Cement stocks rally up to 5%. What's behind the strength?
"We upgrade our view on India’s cement industry on account of potential stronger sales volume growth (CAGR of 5% over FY24-26F likely to be better than 4% in the past decade), better pricing discipline, and roll forward our valuations to FY26F," J...

Nomura has upgraded Ultratech to buy from neutral with a target price of Rs 11,500. Dalmia Bharat's target has been raised to Rs 2,900 and Ramco Cement to Rs 1,250.
It maintained a buy rating on Shree Cement but increased the target price to Rs 33,400 from Rs 27,800 earlier.
Following the upgrades, Ultratech shares jumped 3.5% to hit a 52-week high of Rs 10,379.70 on BSE.

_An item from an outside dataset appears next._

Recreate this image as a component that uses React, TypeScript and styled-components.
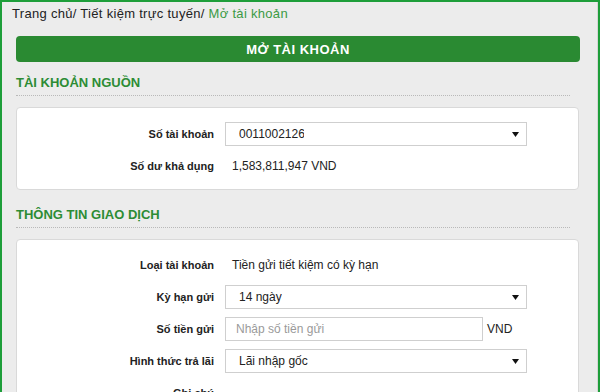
import * as React from "react";
import styled, { createGlobalStyle } from "styled-components";

const GlobalStyle = createGlobalStyle`
  html, body {
    margin: 0;
    padding: 0;
    background: #ececec;
  }
  body {
    font-family: "Liberation Sans", Arial, sans-serif;
    color: #222;
  }
`;

const Frame = styled.div`
  width: 600px;
  height: 392px;
  box-sizing: border-box;
  border-top: 2px solid #1e9e3a;
  border-left: 2px solid #1e9e3a;
  border-right: 2px solid #1e9e3a;
  overflow: hidden;
  background: #ececec;
`;

const Page = styled.div`
  height: 100%;
  box-sizing: border-box;
  border-right: 1px solid #d6d6d6;
  padding: 4px 17px 0 14px;
`;

const Breadcrumb = styled.div`
  font-size: 13px;
  line-height: 16px;
  letter-spacing: 0.3px;
  margin-left: -4px;
  color: #222;
  white-space: nowrap;
`;

const Crumb = styled.span<{ $active?: boolean }>`
  color: ${(p) => (p.$active ? "#3b9a44" : "#222")};
`;

const TitleBar = styled.div`
  margin-top: 14px;
  height: 26px;
  border-radius: 4px;
  background: #2a8a32;
  color: #fff;
  font-size: 13px;
  font-weight: bold;
  letter-spacing: 0.5px;
  display: flex;
  align-items: center;
  justify-content: center;
`;

const SectionTitle = styled.div<{ $top: number }>`
  margin-top: ${(p) => p.$top}px;
  margin-right: 10px;
  font-size: 13px;
  line-height: 14px;
  font-weight: bold;
  color: #2d8c35;
  padding-bottom: 5px;
  border-bottom: 1px dotted #b9b9b9;
`;

const Card = styled.div<{ $pt: number; $pb: number }>`
  margin-top: 11px;
  margin-right: 1px;
  background: #fff;
  border: 1px solid #d9d9d9;
  border-radius: 4px;
  padding: ${(p) => p.$pt}px 0 ${(p) => p.$pb}px;
  display: grid;
  grid-template-columns: 197px 1fr;
  column-gap: 11px;
  row-gap: 8px;
  align-items: center;
`;

const Label = styled.div`
  text-align: right;
  font-size: 11px;
  font-weight: bold;
  color: #222;
  line-height: 24px;
  white-space: nowrap;
`;

const Field = styled.div`
  display: flex;
  align-items: center;
  gap: 4px;
  height: 24px;
`;

const StaticValue = styled.div`
  padding-left: 7px;
  font-size: 12px;
  color: #222;
  line-height: 24px;
  white-space: nowrap;
`;

const SelectBox = styled.div<{ $width: number }>`
  width: ${(p) => p.$width}px;
  height: 24px;
  box-sizing: border-box;
  border: 1px solid #cfcfcf;
  background: #fff;
  display: flex;
  align-items: center;
  justify-content: space-between;
  padding: 0 7px 0 13px;
  font-size: 12px;
  color: #222;
`;

const SelectText = styled.span<{ $clip?: number }>`
  white-space: nowrap;
  overflow: hidden;
  max-width: ${(p) => (p.$clip ? `${p.$clip}px` : "none")};
`;

const InputBox = styled.input`
  width: 258px;
  height: 24px;
  box-sizing: border-box;
  border: 1px solid #cfcfcf;
  background: #fff;
  padding: 0 10px;
  font-family: "Liberation Sans", Arial, sans-serif;
  font-size: 12px;
  color: #222;
  outline: none;
  &::placeholder {
    color: #9a9a9a;
  }
`;

const Unit = styled.span`
  font-size: 12px;
  color: #222;
`;

const Arrow = () => (
  <svg width="7" height="5" viewBox="0 0 7 5">
    <path d="M0 0 L7 0 L3.5 5 Z" fill="#111" />
  </svg>
);

const Select = ({ value, width = 302, clip }: { value: string; width?: number; clip?: number }) => (
  <SelectBox $width={width}>
    <SelectText $clip={clip}>{value}</SelectText>
    <Arrow />
  </SelectBox>
);

export default function App() {
  return (
    <>
      <GlobalStyle />
      <Frame>
        <Page>
          <Breadcrumb>
            <Crumb>Trang chủ/ </Crumb>
            <Crumb>Tiết kiệm trực tuyến/ </Crumb>
            <Crumb $active>Mở tài khoản</Crumb>
          </Breadcrumb>

          <TitleBar>MỞ TÀI KHOẢN</TitleBar>

          <SectionTitle $top={14}>TÀI KHOẢN NGUỒN</SectionTitle>
          <Card $pt={14} $pb={11}>
            <Label>Số tài khoản</Label>
            <Field>
              <Select value="00110021260" clip={65} />
            </Field>
            <Label>Số dư khả dụng</Label>
            <StaticValue>1,583,811,947 VND</StaticValue>
          </Card>

          <SectionTitle $top={18}>THÔNG TIN GIAO DỊCH</SectionTitle>
          <Card $pt={13} $pb={14}>
            <Label>Loại tài khoản</Label>
            <StaticValue>Tiền gửi tiết kiệm có kỳ hạn</StaticValue>
            <Label>Kỳ hạn gửi</Label>
            <Field>
              <Select value="14 ngày" />
            </Field>
            <Label>Số tiền gửi</Label>
            <Field>
              <InputBox placeholder="Nhập số tiền gửi" />
              <Unit>VND</Unit>
            </Field>
            <Label>Hình thức trả lãi</Label>
            <Field>
              <Select value="Lãi nhập gốc" />
            </Field>
            <Label>Ghi chú</Label>
            <Field />
          </Card>
        </Page>
      </Frame>
    </>
  );
}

Dalmia Bharat stock rose 3% to Rs 2,301.70, while that of The Ramco Cements went up by 5% to Rs 1,037.45.
Shree Cement was also trading about 1% higher.

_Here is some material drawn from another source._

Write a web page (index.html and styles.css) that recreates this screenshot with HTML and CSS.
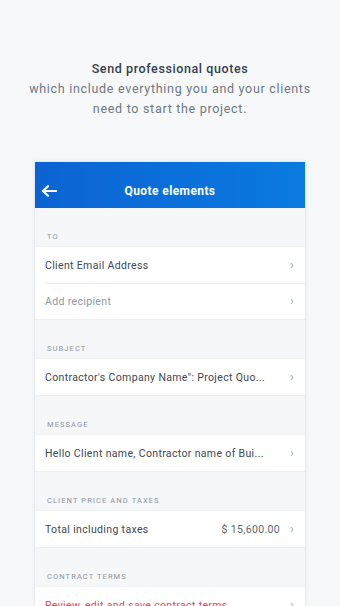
FILE: index.html
```html
<!DOCTYPE html>
<html>
<head>
<meta charset="utf-8">
<link rel="stylesheet" href="styles.css">
</head>
<body>
<div class="intro">
  <div class="intro-title">Send professional quotes</div>
  <div class="intro-text">which include everything you and your clients<br>need to start the project.</div>
</div>
<div class="card">
  <div class="header">
    <svg class="back" width="16" height="12" viewBox="0 0 16 12"><path d="M15 6H2.5M7 1.2L2 6l5 4.8" fill="none" stroke="#fff" stroke-width="2.2" stroke-linecap="round" stroke-linejoin="round"/></svg>
    <div class="header-title">Quote elements</div>
  </div>
  <div class="section-label">TO</div>
  <div class="group">
    <div class="row"><span class="row-text">Client Email Address</span><span class="chev">›</span></div>
    <div class="row divided"><span class="row-text muted">Add recipient</span><span class="chev">›</span></div>
  </div>
  <div class="section-label">SUBJECT</div>
  <div class="group">
    <div class="row"><span class="row-text">Contractor's Company Name": Project Quo...</span><span class="chev">›</span></div>
  </div>
  <div class="section-label">MESSAGE</div>
  <div class="group">
    <div class="row"><span class="row-text">Hello Client name, Contractor name of Bui...</span><span class="chev">›</span></div>
  </div>
  <div class="section-label">CLIENT PRICE AND TAXES</div>
  <div class="group">
    <div class="row"><span class="row-text">Total including taxes</span><span class="value">$ 15,600.00</span><span class="chev">›</span></div>
  </div>
  <div class="section-label">CONTRACT TERMS</div>
  <div class="group">
    <div class="row"><span class="row-text danger">Review, edit and save contract terms</span><span class="chev">›</span></div>
  </div>
</div>
</body>
</html>
```
FILE: styles.css
```css
html, body {
  margin: 0;
  padding: 0;
  background: #f7f8fa;
  font-family: Roboto, "Liberation Sans", sans-serif;
  height: 606px;
  overflow: hidden;
}
.intro {
  padding-top: 59px;
  text-align: center;
}
.intro-title {
  font-size: 12.5px;
  line-height: 20px;
  font-weight: 500;
  color: #34404b;
  letter-spacing: 0.6px;
}
.intro-text {
  font-size: 12.5px;
  line-height: 20px;
  color: #6e7882;
  letter-spacing: 0.7px;
}
.card {
  width: 272px;
  margin: 42px auto 0;
  background: #f6f7f9;
  border: 1px solid #e7eaee;
  border-bottom: none;
  box-shadow: 0 0 4px rgba(0,0,0,0.05);
  height: 460px;
  box-sizing: border-box;
}
.header {
  height: 46px;
  background: linear-gradient(90deg, #0c63d2, #0a7be0);
  display: flex;
  align-items: flex-end;
  padding: 0 0 10px 6px;
  box-sizing: border-box;
  position: relative;
}
.back {
  display: block;
  margin-bottom: 1px;
}
.header-title {
  position: absolute;
  left: 0;
  right: 0;
  bottom: 10px;
  text-align: center;
  color: #fff;
  font-weight: 700;
  font-size: 12px;
  line-height: 14px;
  letter-spacing: 0.4px;
}
.section-label {
  padding: 24px 0 4px 12px;
  font-size: 7.5px;
  line-height: 10px;
  color: #8c959e;
  letter-spacing: 1.1px;
}
.group {
  background: #fff;
  border-top: 1px solid #f0f2f4;
  border-bottom: 1px solid #eceef1;
}
.row {
  height: 36px;
  display: flex;
  align-items: center;
  padding: 0 11px 0 10px;
  position: relative;
}
.row.divided::before {
  content: "";
  position: absolute;
  top: 0;
  left: 10px;
  right: 0;
  border-top: 1px solid #eceef1;
}
.row-text {
  flex: 1;
  font-size: 10.5px;
  color: #3d4852;
  white-space: nowrap;
  overflow: hidden;
  letter-spacing: 0.35px;
}
.row-text.muted {
  color: #8f98a1;
}
.row-text.danger {
  color: #e2474d;
}
.value {
  font-size: 10.5px;
  color: #5b6670;
  margin-right: 10px;
  letter-spacing: 0.35px;
}
.chev {
  font-size: 13px;
  color: #a3abb3;
  line-height: 1;
  margin-bottom: 1px;
}
```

In the first half of FY24, India's cement industry has delivered a strong beat on the volume front with volume growth of 17% YoY.
In FY25, the brokerage expects cement demand to moderate as new infrastructure project launches typically slow down in the country in a general election year. "However, demand should remain higher than the past 10-year CAGR of 4%, largely due to the central government’s continued thrust on infrastructure, stable demand from rural and affordable housing, and a pickup in urban housing," Nomura said.

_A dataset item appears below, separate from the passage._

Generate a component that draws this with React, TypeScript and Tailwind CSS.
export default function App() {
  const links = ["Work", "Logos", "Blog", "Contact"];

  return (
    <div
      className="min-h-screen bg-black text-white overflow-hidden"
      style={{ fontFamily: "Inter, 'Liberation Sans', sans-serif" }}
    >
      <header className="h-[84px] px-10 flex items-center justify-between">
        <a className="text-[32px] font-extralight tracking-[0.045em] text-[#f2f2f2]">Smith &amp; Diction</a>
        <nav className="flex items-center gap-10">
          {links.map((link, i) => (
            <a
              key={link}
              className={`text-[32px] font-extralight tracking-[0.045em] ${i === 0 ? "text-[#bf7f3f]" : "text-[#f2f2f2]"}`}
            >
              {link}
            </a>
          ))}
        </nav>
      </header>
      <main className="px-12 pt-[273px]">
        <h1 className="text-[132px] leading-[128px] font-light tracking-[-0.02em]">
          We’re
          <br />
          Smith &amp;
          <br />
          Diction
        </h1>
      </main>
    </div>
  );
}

An analysis of the past four election cycles by the broking firm shows that trade prices generally remain flat in pre-election years. "However, the trade prices so far have declined 2% y-y largely on account of a higher base effect, given FY23 was a strong pricing year for the industry as the trade prices rose 5% YoY to offset input cost inflation," the analyst said, adding that he expects on an average Rs 200-250 per tonne unitary EBITDA improvement in Q3.
It has reduce ratings on both Adani-owned cement stocks - ACC and Ambuja Cements.